Whereas, a man can most likely become a father at almost any age.

Of course, a woman, a man or a couple could choose to adopt, opt for fertility intervention or surrogacy if faced with the inability to procreate.

There are many alternatives available today for women and men to consider that were not accessible to previous generations.

The main issue is whether or not one is prepared to become a parent, with all of the sacrifices involved, as well as the rewards of course.

Educating oneself through reading, babysitting, and caring for and enjoying other people’s children does not give a ‘true’ picture of a ‘24-7’ parental responsibility, especially required in infancy, formative childhood, and adolescent years.

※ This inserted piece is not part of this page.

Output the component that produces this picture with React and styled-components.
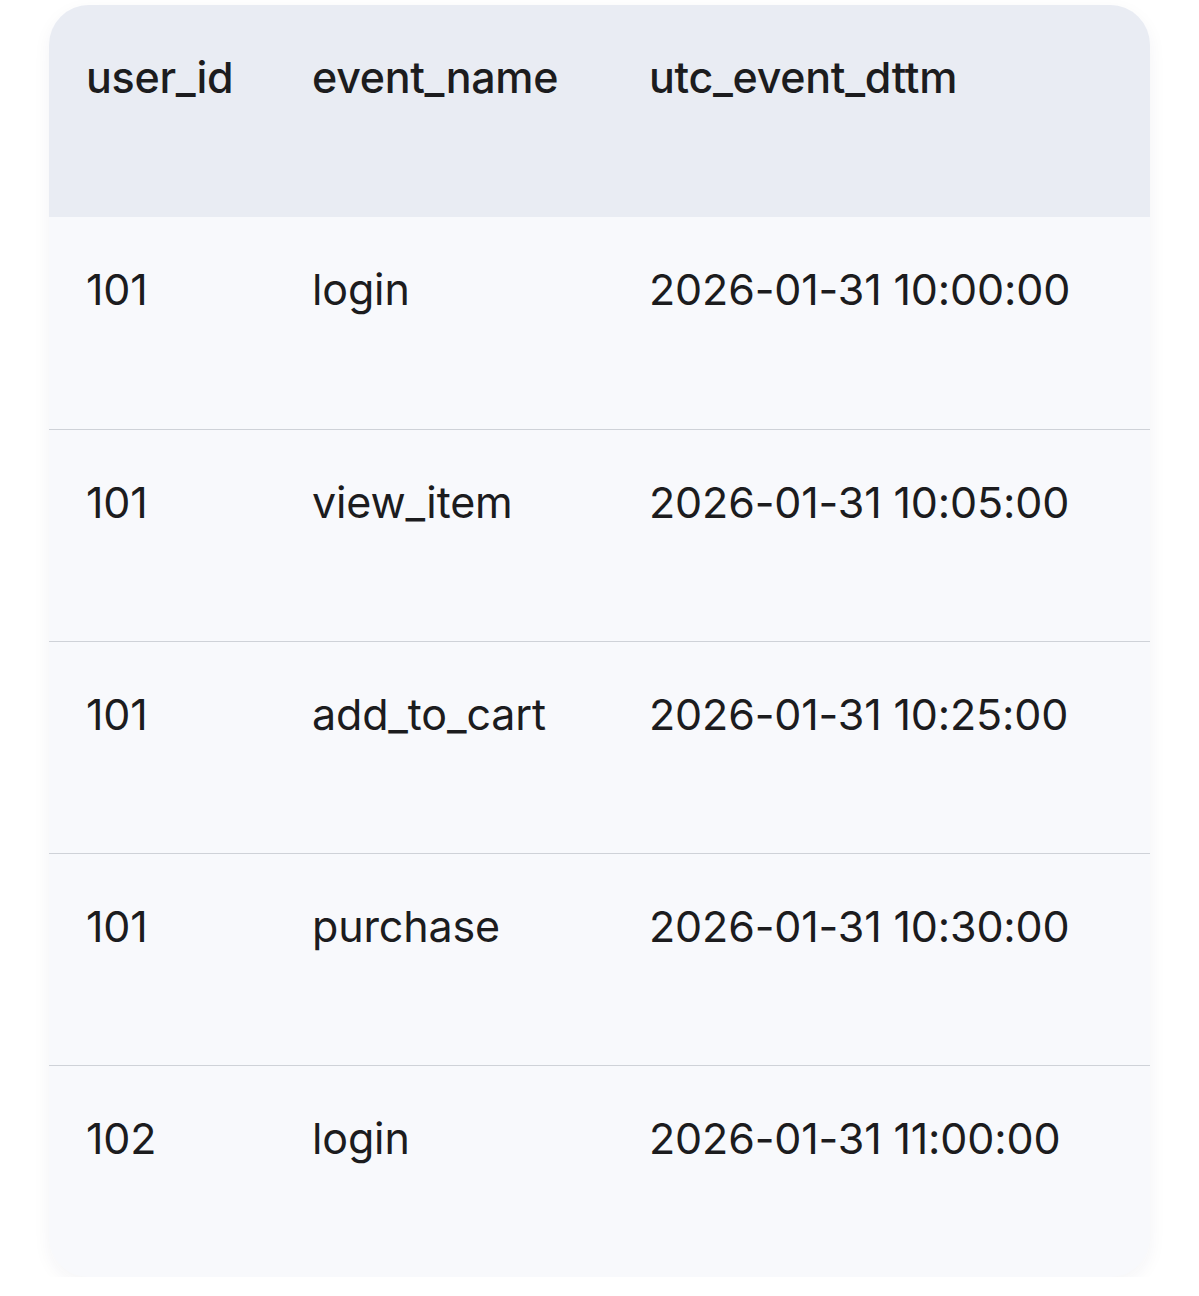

Subconsciously, the norm is to repeat the parenting behaviour of one’s own parents, as this is what was modelled in one’s own childhood.

It takes a conscious effort to change and learn new patterns of behaviour in order to parent one’s own children differently, if that is the appropriate thing to do. 

The other issue to consider is whether or not one would choose to be a parent without the ‘right’ partner.

It is difficult enough to parent a child while sharing the responsibility, and even more challenging to do so alone. 

Without a loving, committed relationship with a partner who is capable of assuming a parenting role, one needs to think carefully before becoming a parent oneself.

This is an individual decision; however, one needs to be realistic before entering into the lifelong commitment of parenthood. 

There is no option of ‘divorce’ in the parent-child relationship.